Marco Parente “(Neve) ridens”
Etichetta: Mescal Brani: Neve / Michelangelo Antonioni / Trilogia del sorriso animale: I sorriso / Trilogia del sorriso animale: II sorriso / Amore cattivo / Neve ridens / Gente in costruzione / Ascensore inferno piano terra / 30 secondi di vento / Vita moderna Produttore: Marco Parente
Tornano i versi scombinati di Marco Parente per la seconda parte del progetto “Neve ridens”. Progetto pensoso sopra i ripari comodi della forma classica della canzone. Lo immagino mentre rimugina le sue parole sfinite, Marco Parente. Anzi, l’ho visto qualche giorno fa mentre era in bici in via La Marmora, a Firenze, con qualcosa di ingombrante nel portapacchi, e mi sono fermato ad osservare la sua pedalata. Di sicuro non dava l’idea di avere fretta, il nostro Marco, non andava a più di dieci pedalate al minuto, e aveva lo sguardo così sognante che ho rinunciato al mio impulso di chiamarlo gridandogli «Sveglia! Ti stanno rubando la lettera A!»
Lo sguardo fisso in posizione sogno e la mente in contorsione trovano giustificazione nei versi di Neve («non riesco a dormire/a pulire la memoria/finire questa frase fino in fondo») e di 30 secondi di vento («fuori di me pronuncio/il tuo nome di vento»), spessi come una foglia increspata o un foglio unto, traslucidi come un film pieno di silenzi. Michelangelo Antonioni viene evocato anche nella rilettura di Caetano Veloso, a cui Marco aggiunge parole sue («senza fine la fine senza fine la fine senza finestra»). La trilogia del sorriso si conclude e la parte di mezzo, già apprezzata molto dal vivo, quando dilatava gli spazi della riflessione con ghigni aguzzi, continua a mostrare i suoi denti.
Vengono qui superati tutti i limiti di rarefazione toccati dal precedente capitolo. Prendiamo la prima parte di Amore cattivo, splendido gioco di piano e voci posizionato in mezzo all’album: un inno all’ineffabilità in soli tre versi («siamo un mare appeso a un filo/tesi a brillare quadrare l’amore/che è anche cattivo»). E’ musica per sottrazione, in cui a gridare sono i silenzi e a dipingere l’atmosfera i bianco e neri. Parola mangia parola, d’accordo: non mi sorprende che il “(Neve) ridens” che preferisco sia nella coda strumentale di Ascensore inferno piano terra, cinque minuti di gioia sospesa nel vuoto, come una libertà soffocata dal rincorrersi tra il piano e il clarinetto.
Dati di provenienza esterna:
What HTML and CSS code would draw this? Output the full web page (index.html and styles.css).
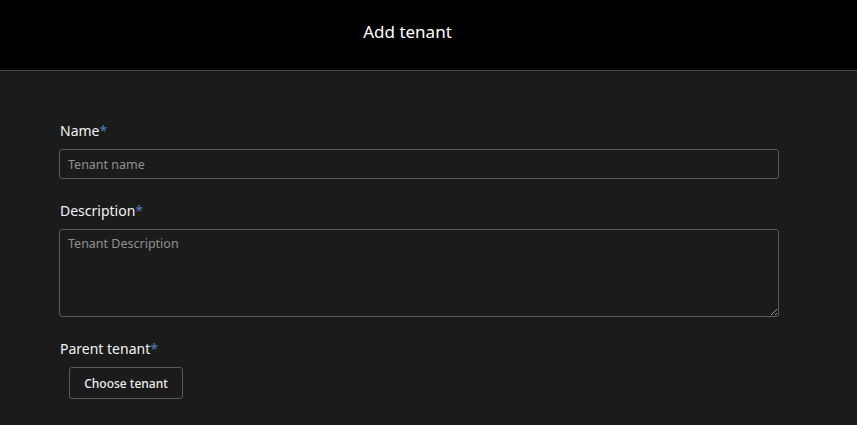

Meritevole di speciale menzione è anche Gente in costruzione, una folk-ballad che fa della tradizione un trampolino di lancio verso voli iper-terreni e che, insieme alla gemella Un tempio del precedente capitolo, rappresenta il miglior passaporto per quei vasti scenari in cui a farla da padroni sono l’originalità e il coraggio. «E’ così sottile il bilico tra/la costruzione e la distruzione/da sembrare una cosa sola/un solo odio un solo amore»: lui va solitario, per i fatti suoi su un percorso senza guide e senza seguaci. Non è rintracciabile altrove la forma di cantautorato che Marco sta sperimentando ormai da dieci anni.